Konzentriertes Ganzkörpertraining
„Streckt das Bein schön hoch, der Bauch ist angespannt, die Atmung tief!“ Der nonchalant zu Beginn der Stunde geäußerten Erklärung, dass es sich beim Pilates keineswegs um Entspannung, sondern um ein konzentriertes Ganzkörpertraining handele, lässt die Lotteranerin nun Taten folgen. Während wir unter dezentem Geächze im Vierfüßlerstand unseren Gleichgewichtssinn herausfordern, gurren über uns in den Baumkronen die Ringeltauben. „Noch sechs Mal“, spornt Ute Kemper uns an, „anschließend haltet ihr das Bein für vier tiefe Atemzüge.“
Reißverschluss im Bauch…
Barfuß bohren sich unsere nackten Zehen in den Pastorenrasen, wir denken uns Reißverschlüsse in den Bauch, die wir ein- und ausatmend öffnen und schließen, wir spannen nacheinander sämtliche Muskeln an und wieder ab – und schnaufen dabei so tief, dass sich unser Bauchnabel gefühlt bis an die Wirbelsäule schmiegt. Schließlich rollen wir uns, auf den Matten sitzend, Wirbel für Wirbel in die Rückenlage ab. Für einen Moment schließe ich die Augen, denn mit der Sonne ist auch der Schatten bedächtig durch den imposanten Garten gewandert und lässt hier und da grelles Licht auf uns rieseln. Und ja, zugegeben, etwas k.o. bin ich auch…
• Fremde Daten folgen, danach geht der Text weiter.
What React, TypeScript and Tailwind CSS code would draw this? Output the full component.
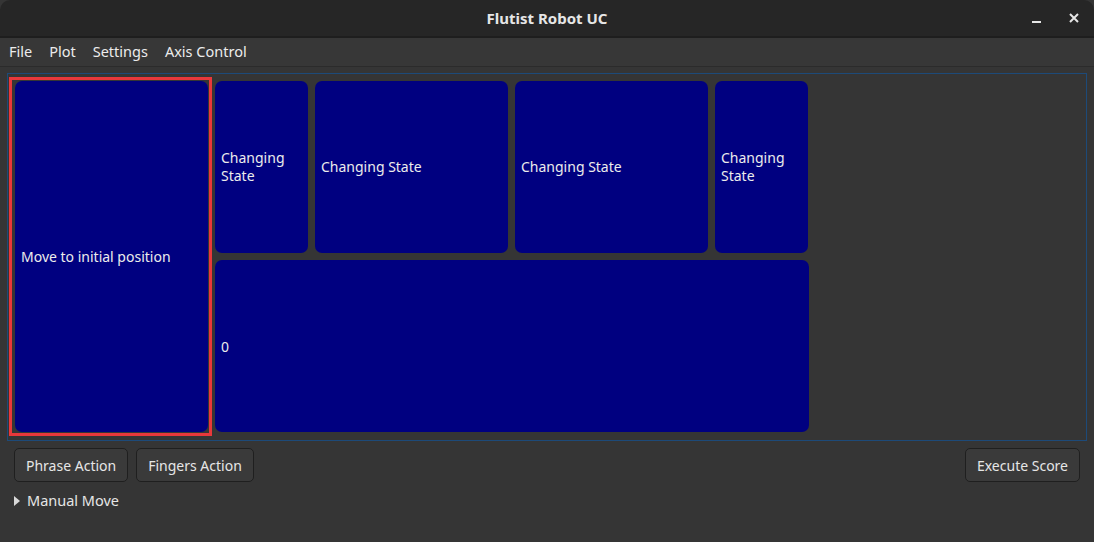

Zwischen Wachen und Schlafen
Eine geführte Fantasiereise durch das verheißungsvolle Land zwischen Wachen und Schlafen sieht das Pilates-Training allerdings nicht vor. „Mit der nächsten Ausatmung rollt ihr euch Wirbel für Wirbel wieder nach oben“, kennt unsere Übungsleiterin kein Erbarmen: „Wir machen das Ganze noch dreimal – dann dürft ihr liegen bleiben und nachspüren, wie sich euer Körper anfühlt.“ Drei, zwei, eins – da schlägt auch schon die Schwerkraft zu. Wie gut, dass just in diesem Moment die Glocken in Pastors Kirche den Feierabend einläuten. Wohlig taumelnd erheben wir uns in den Stand, recken und dehnen uns ausgiebig. Die Erschöpfung weicht mehr und mehr einem tiefen Wohlbefinden. Einer trägen Müdigkeit. Dem einlullenden Gefühl, sich unaufhaltsam in ein behäbiges Hochdruckgebiet zu verwandeln, wogen mir schlaff die Gedanken durch den Kopf, bevor ich gähnend nach Hause schwanke.